The interview comes amid heightened tensions between the US and its international partners in a widening scandal over US snooping on telephone and online communications of citizens and world leaders, including German Chancellor Angela Merkel.

Merkel confronted US President Barack Obama last Wednesday with evidence uncovered in classified documents provided by Snowden.

Merkel has faced accusations of having played down the NSA scandal until it affected her.

“Germans should ask themselves why their government is acting this way and they should ask their government to ultimately protect the basic liberties of Mr Snowden effectively,” Greenwald said.

Several German deputies have called for Snowden, who has sought asylum at a secret location in Russia, to be summoned to give evidence in a probe of the National Security Agency's (NSA) activities in Germany.

“To question Edward Snowden is obvious,” Greenwald said.
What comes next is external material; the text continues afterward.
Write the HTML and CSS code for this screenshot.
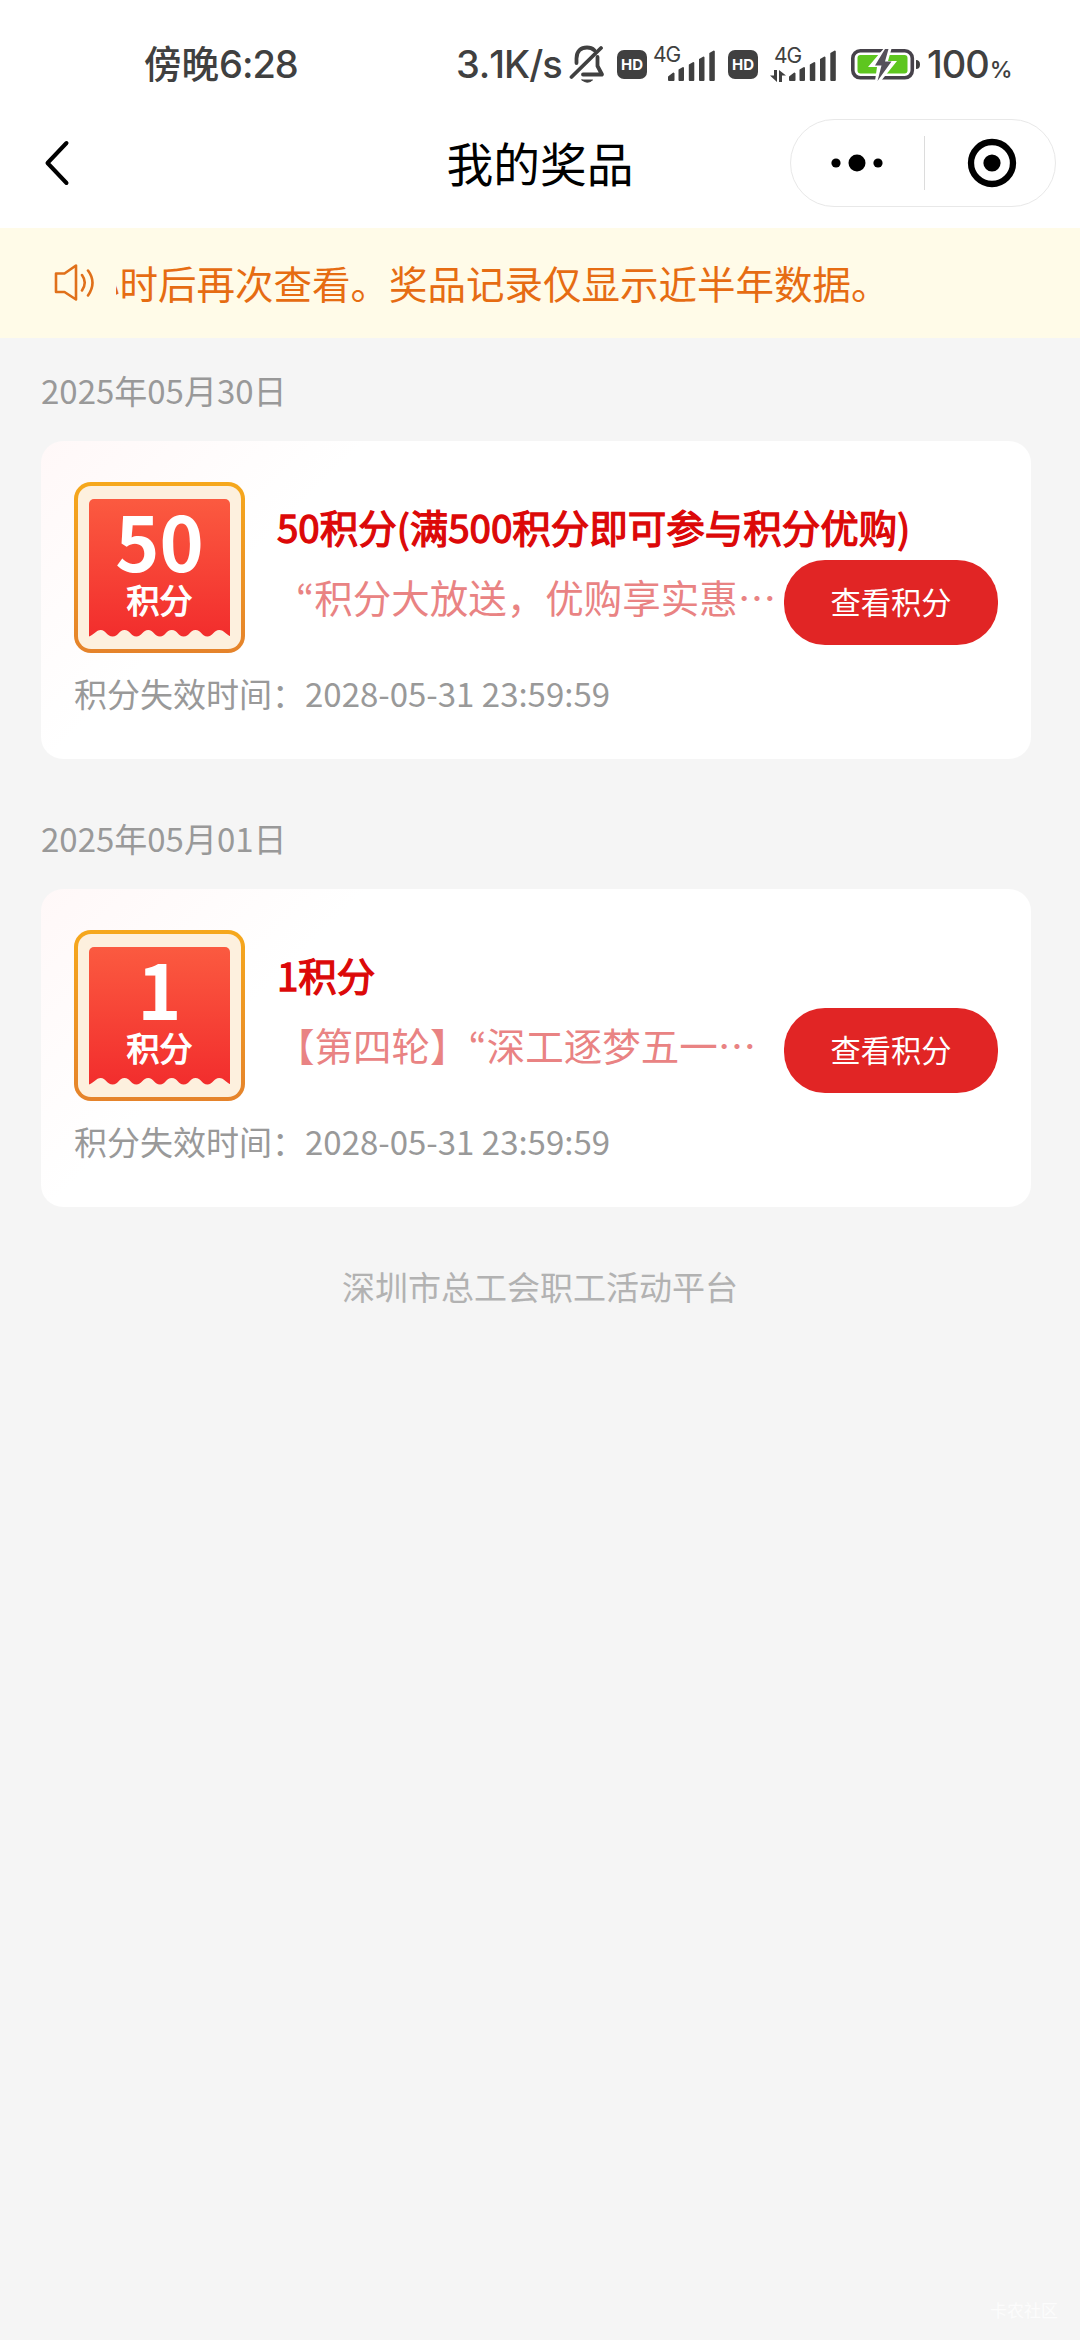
FILE: index.html
```html
<!DOCTYPE html>
<html lang="zh-CN">
<head>
<meta charset="utf-8">
<title>我的奖品</title>
<link rel="stylesheet" href="styles.css">
</head>
<body>
<div class="page">
  <header class="status">
    <span class="clock">傍晚<span class="num">6:28</span></span>
    <span class="speed num">3.1K/s</span>
    <svg class="bell" width="36" height="40" viewBox="0 0 36 40" fill="none" stroke="#404040" stroke-width="3.800" stroke-linecap="round" stroke-linejoin="round">
      <path d="M7.500 19v-4.500C7.500 7 12 3.500 18 3.500c3 0 5.500 1 7.500 2.800M28.500 13v9l4.500 8.500H14"/>
      <path d="M2.500 33 32 4"/>
      <path d="M13 36h10.500q-5 4.500-10.500 0z" fill="#404040" stroke-width="1"/>
    </svg>
    <span class="hd">HD</span>
    <span class="net net-first">4G</span>
    <svg class="bars" width="48" height="31" viewBox="0 0 48 31" fill="#404040" stroke="#404040" stroke-linejoin="round"><path d="M1 27l4.500-3.500V30H1zM11.500 20l3.500-2v12h-3.500zM21.800 15l3.500-2v17h-3.500zM32 9.500l3.500-2V30H32zM42.300 3.500l3.500-2V30h-3.500z" stroke-width="2"/></svg>
    <span class="hd">HD</span>
    <span class="net-stack">
      <span class="net">4G</span>
      <svg width="16" height="12" viewBox="0 0 16 12" fill="#404040"><path d="M4 0h3v12L0 5.500h4zM9 12h3V5.500h4L9 0z"/></svg>
    </span>
    <svg class="bars bars-second" width="48" height="31" viewBox="0 0 48 31" fill="#404040" stroke="#404040" stroke-linejoin="round"><path d="M1 27l4.500-3.500V30H1zM11.500 20l3.500-2v12h-3.500zM21.800 15l3.500-2v17h-3.500zM32 9.500l3.500-2V30H32zM42.300 3.500l3.500-2V30h-3.500z" stroke-width="2"/></svg>
    <svg class="battery" width="70" height="34" viewBox="0 0 70 34">
      <rect x="1.800" y="3.800" width="59.500" height="27" rx="7.500" fill="#fff" stroke="#46424a" stroke-width="3.600"/>
      <rect x="6.500" y="8" width="50" height="18.500" rx="3" fill="#5ec61f"/>
      <path d="M34 0 17 20h9L24 34h6L46 14h-9L41 0z" fill="#fff"/>
      <path d="M34 2 24 18.500h6.500L26.500 34 40.500 14.500h-6.500L37.500 2z" fill="#55505a"/>
      <path d="M65 13q4 0 4 4.500t-4 4.500z" fill="#404040"/>
    </svg>
    <span class="percent num">100<small>%</small></span>
  </header>

  <nav class="nav">
    <svg class="back" width="28" height="48" viewBox="0 0 28 48" fill="none" stroke="#000" stroke-width="4" stroke-linecap="round" stroke-linejoin="round"><path d="M23.500 4 4.500 24 23.500 44"/></svg>
    <h1>我的奖品</h1>
    <div class="capsule">
      <svg width="52" height="18" viewBox="0 0 52 18"><circle cx="5" cy="9" r="4.600"/><circle cx="26" cy="9" r="8.500"/><circle cx="47" cy="9" r="4.600"/></svg>
      <i class="divider"></i>
      <svg width="50" height="50" viewBox="0 0 50 50"><circle cx="25" cy="25" r="21" fill="none" stroke="#000" stroke-width="6.300"/><circle cx="25" cy="25" r="8.600"/></svg>
    </div>
  </nav>

  <section class="notice">
    <svg width="42" height="40" viewBox="0 0 42 40" fill="none" stroke="#e0701a" stroke-width="2.600" stroke-linejoin="round" stroke-linecap="round">
      <path d="M3 10.500h8.500L23 2.500v34L11.500 29H3z"/>
      <path d="M29 12q5.500 7.500 0 15.500M35 7.500q9 12 0 25"/>
    </svg>
    <div class="marquee"><span>小时后再次查看。奖品记录仅显示近半年数据。</span></div>
  </section>

  <main>
    <h2>2025年05月30日</h2>
    <article class="card">
      <div class="top">
        <div class="badge"><div class="ticket">
          <b>50</b><span>积分</span>
          <svg class="teeth" width="142" height="8" viewBox="0 0 142 8"><path d="M0 8V6.500C5 5 7 0 11.800 0S18 6.500 23.700 6.500 30 0 35.500 0 42 6.500 47.300 6.500 54 0 59.200 0 65.500 6.500 71 6.500 77 0 82.800 0 89 6.500 94.700 6.500 101 0 106.500 0 113 6.500 118.300 6.500 125 0 130.200 0 137 5 142 6.500V8z"/></svg>
        </div></div>
        <div class="info">
          <h3>50积分(满500积分即可参与积分优购)</h3>
          <div class="line">
            <p class="lead"><q lang="en">“</q>积分大放送，优购享实惠…</p>
            <button>查看积分</button>
          </div>
        </div>
      </div>
      <p class="expiry">积分失效时间：2028-05-31 23:59:59</p>
    </article>

    <h2>2025年05月01日</h2>
    <article class="card">
      <div class="top">
        <div class="badge"><div class="ticket">
          <b>1</b><span>积分</span>
          <svg class="teeth" width="142" height="8" viewBox="0 0 142 8"><path d="M0 8V6.500C5 5 7 0 11.800 0S18 6.500 23.700 6.500 30 0 35.500 0 42 6.500 47.300 6.500 54 0 59.200 0 65.500 6.500 71 6.500 77 0 82.800 0 89 6.500 94.700 6.500 101 0 106.500 0 113 6.500 118.300 6.500 125 0 130.200 0 137 5 142 6.500V8z"/></svg>
        </div></div>
        <div class="info">
          <h3>1积分</h3>
          <div class="line">
            <p>【第四轮】<q lang="en">“</q>深工逐梦五一…</p>
            <button>查看积分</button>
          </div>
        </div>
      </div>
      <p class="expiry">积分失效时间：2028-05-31 23:59:59</p>
    </article>
  </main>
  <footer>深圳市总工会职工活动平台</footer>
  <span class="watermark">卡农社区</span>
</div>
</body>
</html>
```
FILE: styles.css
```css
* { box-sizing: border-box; margin: 0; padding: 0; }
body {
  background: #f5f5f5;
  font-family: "Noto Sans CJK SC", sans-serif;
  font-kerning: none;
  text-spacing-trim: space-all;
}
svg { display: block; flex: none; }
.page { position: relative; width: 1080px; height: 2340px; overflow: hidden; }

.status {
  display: flex;
  align-items: center;
  height: 119px;
  padding: 9px 0 0 144px;
  background: #fff;
  color: #404040;
  font-size: 37.500px;
  font-weight: 500;
  white-space: nowrap;
}
.num { font-family: Inter, sans-serif; font-size: 38px; }
.clock { width: 312px; padding-bottom: 5px; }
.clock .num { letter-spacing: -1px; }
.speed { width: 112px; letter-spacing: -1px; }
.bell { margin-left: 1px; }
.hd {
  display: grid;
  place-items: center;
  width: 30px;
  height: 29px;
  margin-left: 12px;
  border-radius: 7px;
  background: #404040;
  color: #fff;
  font: 700 15px/1 Inter, sans-serif;
}
.net { font: 400 21px/22px Inter, sans-serif; letter-spacing: -1px; width: 27px; }
.net-first { margin: -18px 0 0 6px; }
.bars { margin: 3px 0 0 -12px; }
.bars-second { margin-left: -20px; }
.net-stack { display: flex; flex-direction: column; gap: 3px; height: 37px; margin-left: 12px; margin-top: -1px; width: 39px; }
.net-stack .net { margin-left: 4px; }
.battery { margin-left: 14px; }
.percent { margin-left: 6px; letter-spacing: -1px; }
.percent small { font-size: 23px; margin-left: 1px; }

.nav {
  display: grid;
  grid-template-columns: 396px 1fr 396px;
  align-items: center;
  height: 109px;
  padding-bottom: 21px;
  background: #fff;
}
.back { margin-left: 43px; }
.nav h1 { margin-top: -3px; font-size: 46.750px; font-weight: 400; line-height: 70px; text-align: center; color: #000; }
.capsule {
  display: flex;
  align-items: center;
  justify-self: end;
  width: 266px;
  height: 88px;
  margin-right: 24px;
  padding-left: 40px;
  border: 1px solid #e8e8e8;
  border-radius: 44px;
}
.divider { width: 1px; height: 54px; margin: 0 42px 0 41px; background: #dcdcdc; }

.notice {
  display: flex;
  align-items: center;
  height: 110px;
  padding: 0 44px 0 53px;
  background: #fffbe8;
  color: #e66c12;
}
.marquee { flex: 1; margin: -2px 0 0 21px; overflow: hidden; font-size: 38.500px; line-height: 60px; white-space: nowrap; }
.marquee span { margin-left: -35px; }

main { padding: 0 49px 0 41px; }
h2 { height: 103px; padding-top: 28px; font-size: 33px; line-height: 48px; font-weight: 400; color: #999; }
.card {
  height: 318px;
  margin-bottom: 27px;
  padding: 41px 33px 0;
  border-radius: 22px;
  background: linear-gradient(135deg, #fff8f8 0, #fff 25%);
}
.top { display: flex; height: 171px; }
.badge {
  flex: none;
  width: 171px;
  height: 171px;
  padding: 13px 11px;
  border: 4px solid transparent;
  border-radius: 17px;
  background: linear-gradient(#fdf0de, #fdf0de) padding-box, linear-gradient(#f6a81c, #e5832b) border-box;
}
.ticket {
  display: flex;
  flex-direction: column;
  align-items: center;
  height: 138px;
  border-radius: 5px 5px 0 0;
  background: linear-gradient(#fb5a40, #f22d2d);
  color: #fff;
}
.ticket b { height: 78px; font-size: 75px; line-height: 82px; font-weight: 700; }
.ticket span { font-size: 33px; line-height: 44px; font-weight: 400; -webkit-text-stroke: 1.200px #fff; }
.teeth { margin-top: 9px; fill: #fdf0de; }
.info { flex: 1; min-width: 0; margin-left: 31px; padding-top: 16px; }
h3 {
  height: 60px;
  padding-left: 1px;
  font-size: 38.500px;
  line-height: 56px;
  font-weight: 400;
  color: #dc0808;
  -webkit-text-stroke: 1.300px #dc0808;
  white-space: nowrap;
}
.line { display: flex; justify-content: space-between; align-items: flex-start; }
.line p { font-size: 38.500px; line-height: 76px; color: #e98383; white-space: nowrap; }
.line .lead { padding-left: 20px; }
q { quotes: none; font-family: "Noto Sans CJK KR", sans-serif; }
q::before, q::after { content: none; }
button {
  width: 214px;
  height: 85px;
  margin-top: 2px;
  border: 0;
  border-radius: 41px;
  background: #e12525;
  color: #fff;
  font: 400 30.250px/83px "Noto Sans CJK SC", sans-serif;
  padding-bottom: 2px;
}
.expiry { margin-top: 16px; font-size: 33px; line-height: 48px; color: #999; }
footer { margin-top: 55px; font-size: 33px; line-height: 48px; text-align: center; color: #b2b2b2; }
.watermark { position: absolute; right: 22px; bottom: 18px; font-size: 17px; line-height: 24px; color: #fcfcfc; }
```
“He should be questioned,” he added, saying Snowden had “enormous experience” in the methods of the NSA.

“But he will not do it just like that, unless the German government also champions protecting his basic rights.”

The German parliament will hold a special session on November 18 to assess the impact of mass US surveillance including the alleged tapping of Merkel's phone, deputies announced Monday.

Greenwald, an American journalist living in Brazil, resigned this month from The Guardian.